UK trains face further disruption as drivers vote to strike

UK rail travellers face more disruption after drivers at eight train companies voted on Monday to strike in a dispute over pay, clearing the way for the first national drivers’ strike in a generation this summer.

Aslef, the train drivers’ union, said drivers had voted “overwhelmingly” for industrial action and blamed the government for refusing to allow companies in the partly nationalised industry to offer pay rises in line with inflation.

Drivers at Arriva Rail, Chiltern, Great Western, LNER, Northern Trains, Southeastern, Transpennine Express and West Midlands Trains all voted to strike in ballot results unveiled on Monday.

Staff at three other companies have already voted for industrial action and ballots are still out at a further three, increasing the likelihood of what would in effect be the first national train drivers’ strike since 1995.

Mick Whelan, general secretary of Aslef, last week told the Financial Times that such a strike would cause “massive” disruption.

There are limited contingency plans to replace striking drivers, with two industry executives predicting the network would run less than 10 per cent of normal services if drivers walked out.

The Aslef ballot results also make co-ordinated strike action from three unions that would cripple railways this summer more likely, following last month’s strike by the RMT, which brought rail travel to a near standstill.

The RMT has warned of a fresh wave of strikes if negotiations with the industry, which restarted on Monday, failed.

Staff in stations and ticket offices, who belong to the TSSA union, have voted to strike at five train operating companies, with further ballots still out.

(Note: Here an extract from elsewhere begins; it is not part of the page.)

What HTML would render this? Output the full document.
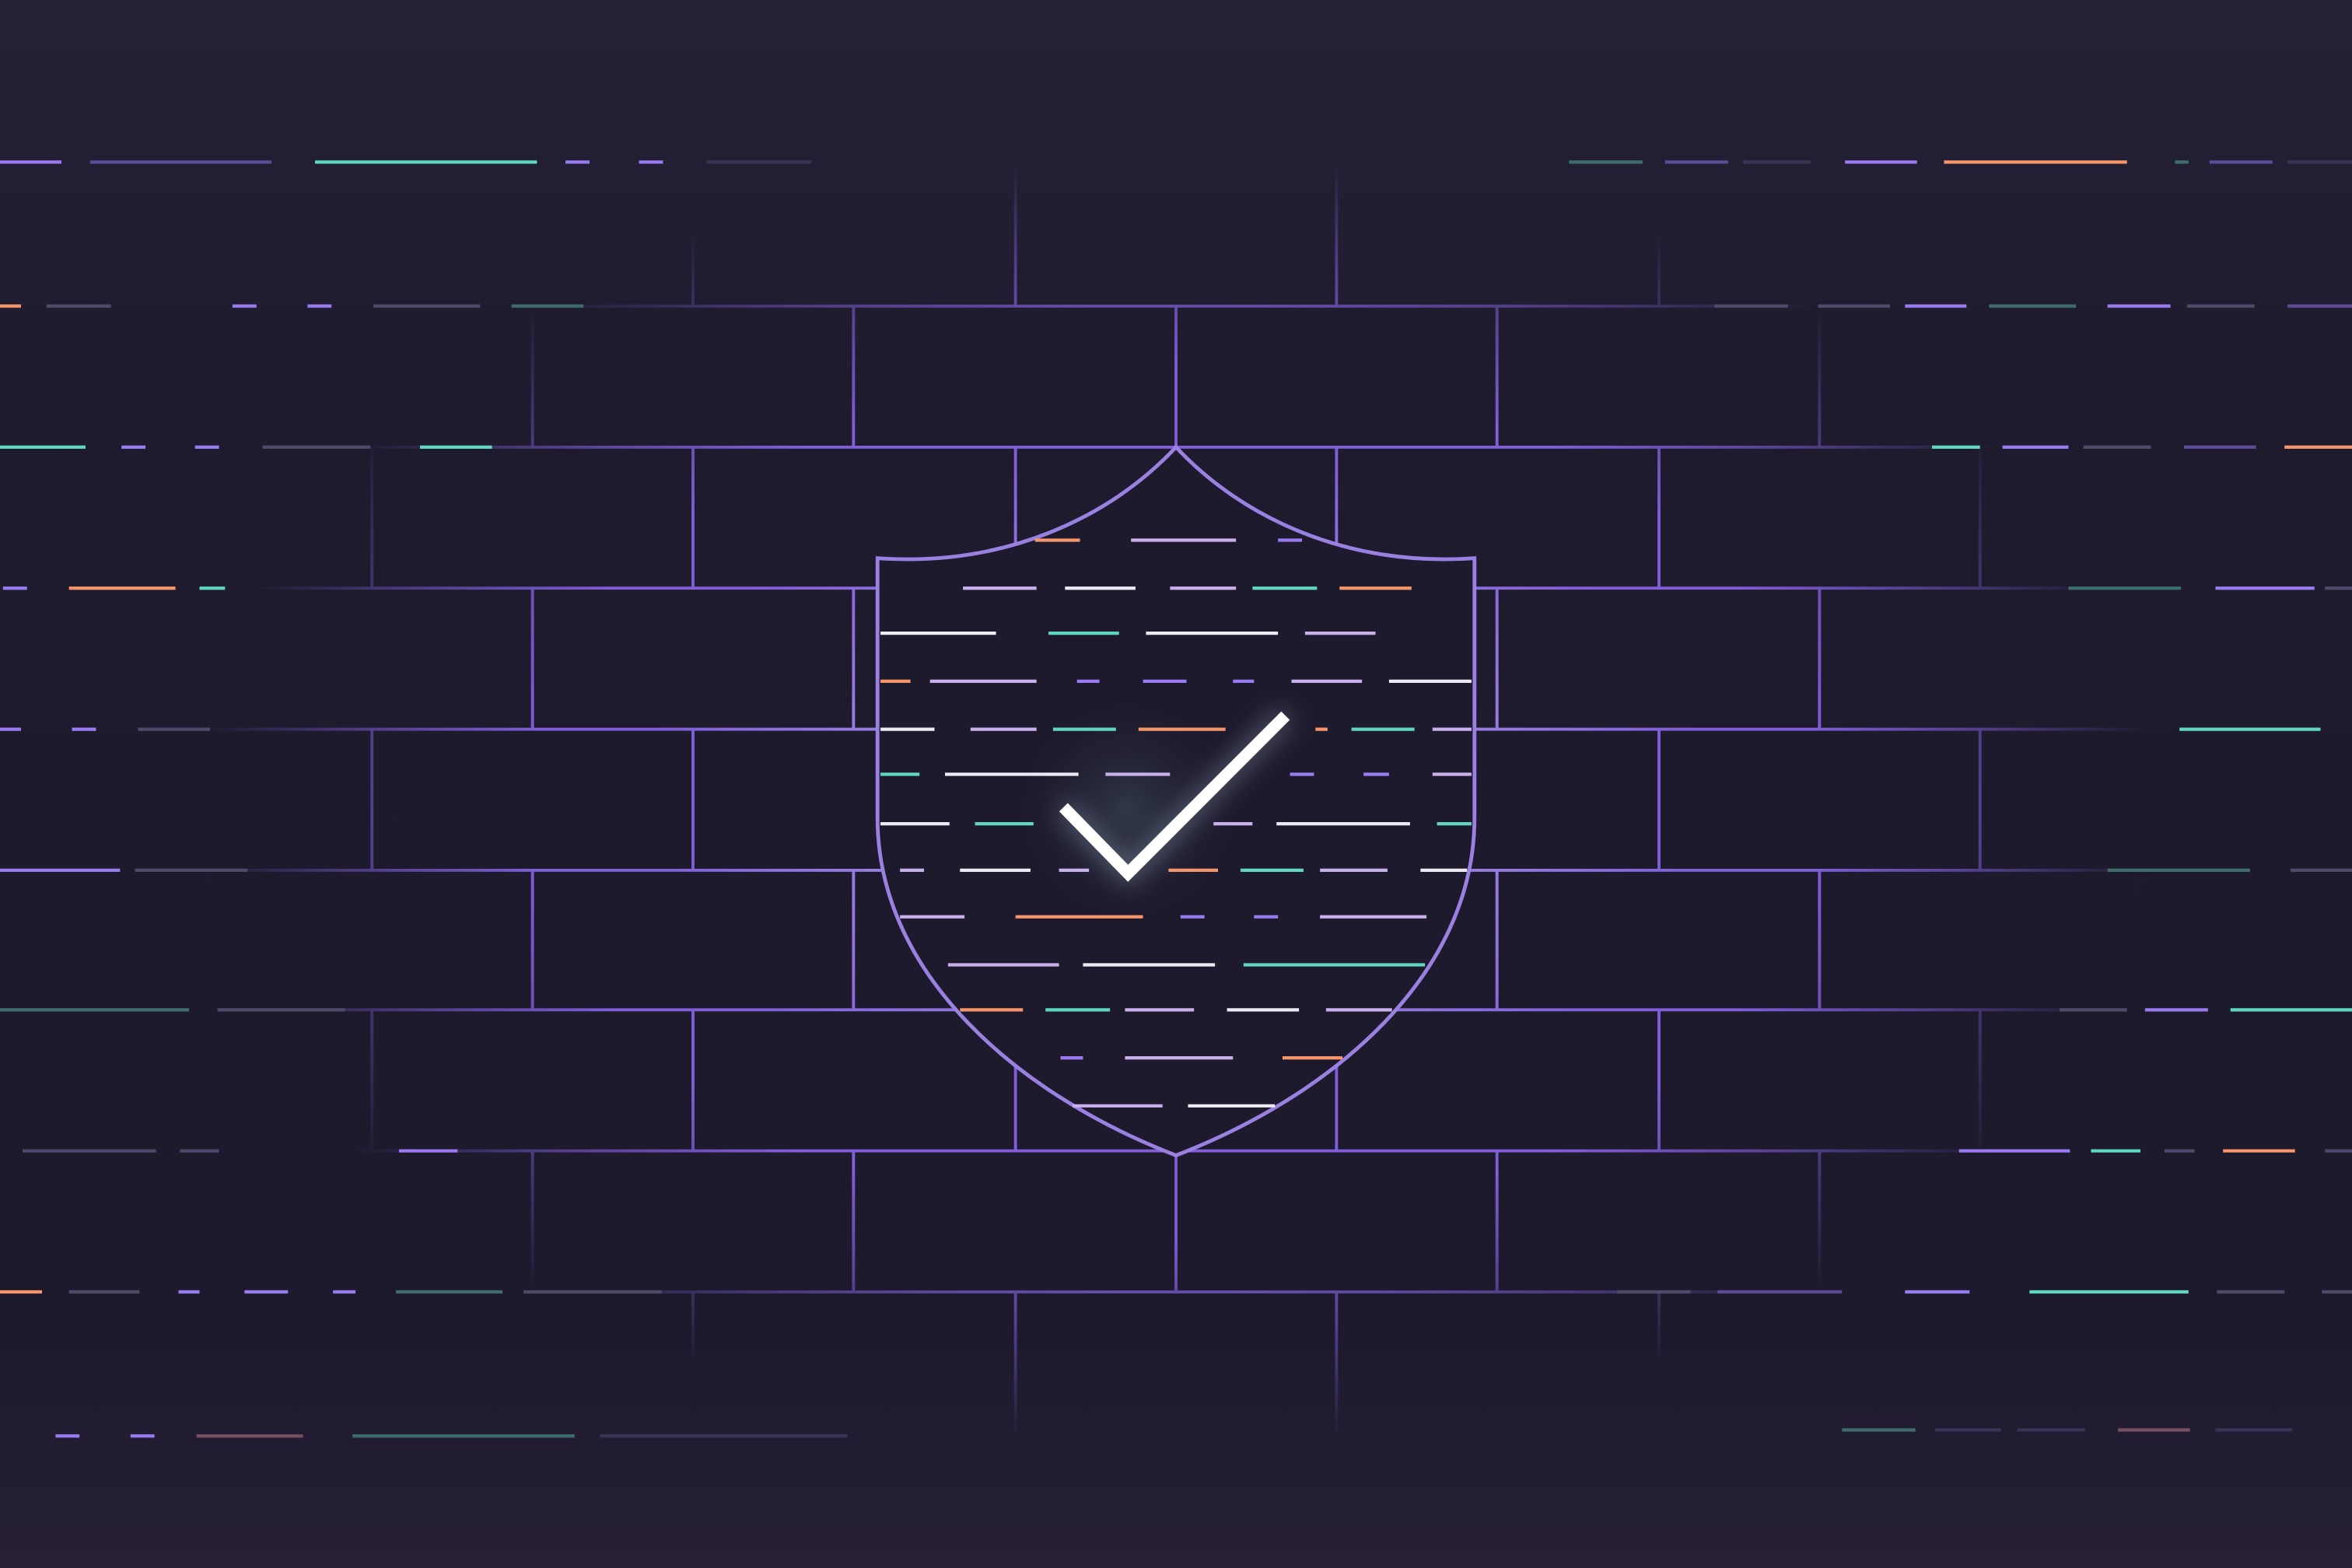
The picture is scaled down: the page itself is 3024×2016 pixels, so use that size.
<!DOCTYPE html>
<html><head><meta charset="utf-8"><style>
html,body{margin:0;padding:0;background:#1e1a2e;}
svg{display:block;}
</style></head><body>
<svg width="3024" height="2016" viewBox="0 0 1568 1045" preserveAspectRatio="none" xmlns="http://www.w3.org/2000/svg">
<defs>
<linearGradient id="bg" x1="0" y1="0" x2="0" y2="1">
<stop offset="0" stop-color="#242136"/><stop offset="0.25" stop-color="#1f1b2f"/><stop offset="0.85" stop-color="#1e1a2e"/><stop offset="1" stop-color="#261f36"/>
</linearGradient>
<radialGradient id="fade" cx="0.5" cy="0.51" r="0.5">
<stop offset="0" stop-color="#fff"/><stop offset="0.55" stop-color="#fff"/><stop offset="0.7" stop-color="#fff" stop-opacity="0.5"/><stop offset="0.83" stop-color="#fff" stop-opacity="0"/>
</radialGradient>
<radialGradient id="fade2" cx="0.5" cy="0.51" r="0.5">
<stop offset="0" stop-color="#fff" stop-opacity="0.8"/><stop offset="0.3" stop-color="#fff" stop-opacity="0.3"/><stop offset="0.45" stop-color="#fff" stop-opacity="0"/>
</radialGradient>
<mask id="m"><rect width="1568" height="1045" fill="url(#fade)"/></mask>
<mask id="m2"><rect width="1568" height="1045" fill="url(#fade2)"/></mask>
<radialGradient id="glow" cx="752" cy="540" r="80" gradientUnits="userSpaceOnUse">
<stop offset="0" stop-color="#34404f" stop-opacity="0.8"/><stop offset="1" stop-color="#1e1a2e" stop-opacity="0"/>
</radialGradient>
<filter id="bl" x="-50%" y="-50%" width="200%" height="200%"><feGaussianBlur stdDeviation="8"/></filter>
</defs>
<rect width="1568" height="1045" fill="url(#bg)"/>
<g id="grid" mask="url(#m)" stroke="#7f5ed8" stroke-width="2" fill="none">
<path d="M0 204H1568M0 298H1568M0 392H1568M0 486H1568M0 580H1568M0 673H1568M0 767H1568M0 861H1568"/>
<path d="M462 110V204M677 110V204M891 110V204M1106 110V204
M355 204V298M569 204V298M784 204V298M998 204V298M1213 204V298
M248 298V392M462 298V392M677 298V392M891 298V392M1106 298V392M1320 298V392
M140 392V486M355 392V486M569 392V486M784 392V486M998 392V486M1213 392V486M1427 392V486
M248 486V580M462 486V580M677 486V580M891 486V580M1106 486V580M1320 486V580
M140 580V673M355 580V673M569 580V673M784 580V673M998 580V673M1213 580V673M1427 580V673
M248 673V767M462 673V767M677 673V767M891 673V767M1106 673V767M1320 673V767
M355 767V861M569 767V861M784 767V861M998 767V861M1213 767V861
M462 861V955M677 861V955M891 861V955M1106 861V955"/>
</g>
<g mask="url(#m2)" stroke="#c8b8f0" stroke-width="2" fill="none">
<path d="M0 298H1568M0 392H1568M0 486H1568M0 580H1568M0 673H1568"/>
<path d="M677 298V392M891 298V392M569 392V486M998 392V486M569 580V673M998 580V673M784 204V298"/>
</g>
<g stroke-width="2.2" fill="none">
<path stroke="#9a7af0" d="M0 108H41M377 108H393M426 108H442M155 204H171M205 204H221M81 298H97M130 298H146M2 392H18M0 486H14M48 486H64M0 580H80M266 767H305M119 861H133M163 861H192M222 861H237M1230 108H1278M1270 204H1311M1405 204H1447M1335 298H1379M1477 392H1543M1430 673H1472M1306 767H1380M1270 861H1313M37 957H53M87 957H103"/>
<path stroke="#5d4b9a" d="M60 108H181M1110 108H1152M1456 298H1504M1525 204H1568M1145 861H1228M1473 108H1515"/>
<path stroke="#3a3356" d="M471 108H541M1162 108H1207M1525 108H1568M400 957H565M1290 953H1334M1345 953H1390M1477 953H1528"/>
<path stroke="#5fd6c0" d="M210 108H358M0 298H57M280 298H328M133 392H150M1453 486H1547M1487 673H1568M1394 767H1427M1353 861H1459M1288 298H1320"/>
<path stroke="#3d6e6c" d="M341 204H389M1046 108H1095M1450 108H1459M1326 204H1384M1379 392H1454M1405 580H1500M0 673H126M264 861H335M235 957H383M1228 953H1277"/>
<path stroke="#f5956a" d="M1296 108H1418M0 204H14M1523 298H1568M46 392H117M1482 767H1530M0 861H28"/>
<path stroke="#7a4f60" d="M131 957H202M1412 953H1460"/>
<path stroke="#4f4a6a" d="M31 204H74M249 204H320M1143 204H1192M1212 204H1260M1458 204H1503M175 298H247M1389 298H1434M92 486H140M90 580H165M1527 580H1568M145 673H230M1373 673H1418M15 767H104M120 767H146M1443 767H1463M1550 767H1568M46 861H93M349 861H441M1078 861H1127M1478 861H1523M1548 861H1568M1550 392H1568"/>
</g>
<path d="M784 298C740 345 670 378 585 372L585 545C585 650 680 730 784 770C888 730 983 650 983 545L983 372C898 378 828 345 784 298Z" fill="#1e1a2e" stroke="#9a80e0" stroke-width="2.5"/>
<circle cx="752" cy="540" r="80" fill="url(#glow)"/>
<g stroke-width="2.2" fill="none">
<path stroke="#c9b0ec" d="M754 360H824M642 392H691M780 392H824M870 422H917M620 454H691M861 454H908M647 486H691M955 486H981M737 516H780M955 516H981M809 549H835M600 580H616M706 580H726M880 580H925M600 611H643M880 611H951M632 643H706M750 673H796M884 673H928M750 705H822M715 737H775"/>
<path stroke="#eeeaf4" d="M710 392H757M587 422H664M764 422H852M926 454H981M587 486H623M630 516H719M587 549H633M851 549H940M640 580H687M947 580H978M722 643H810M818 673H866M792 737H850"/>
<path stroke="#5fd6c0" d="M835 392H878M699 422H746M702 486H744M901 486H943M587 516H613M650 549H689M958 549H981M827 580H869M829 643H950M697 673H740"/>
<path stroke="#f5956a" d="M690 360H720M893 392H941M587 454H607M759 486H817M877 486H885M779 580H812M677 611H762M640 673H682M855 705H895"/>
<path stroke="#9a7af0" d="M852 360H868M718 454H733M762 454H791M822 454H836M860 516H876M909 516H926M787 611H803M836 611H852M707 705H722"/>
</g>
<path d="M709 538L752 582L857 477" fill="none" stroke="#9fb0c8" stroke-opacity="0.5" stroke-width="10" filter="url(#bl)"/>
<path d="M709 538L752 582L857 477" fill="none" stroke="#fff" stroke-width="8"/>
</svg>
</body></html>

Whelan on Monday said industrial action could still be averted, but called on the government, which sets the industry’s budgets, to empower train companies to offer bigger pay rises.

“We’re happy to talk to anyone to do a deal and make sure Britain’s railways aren’t disrupted. The government is restricting what the operators can offer, but then refusing to get involved in negotiation. They seem to have no interest in finding a resolution,” he said.

The government said it was “disappointing” that Aslef was seeking to heap “further misery” on passengers and claimed the union had “not committed to serious dialogue”.

It said train drivers earn a median yearly salary of £60,000 and that with Britain’s railways in need of modernisation, union bosses should reconsider their plans.

Industry body the Rail Delivery Group also called on Aslef to continue talking.

Whelan last week said his members had been offered pay rises of about 2 per cent plus money saved from productivity gains, which he contrasted with inflation, which is forecast to hit 11 per cent this year.

But in a sign of the sort of pay rises needed to avoid industrial action, Aslef drivers on Monday voted to accept a 5 per cent pay rise from ScotRail.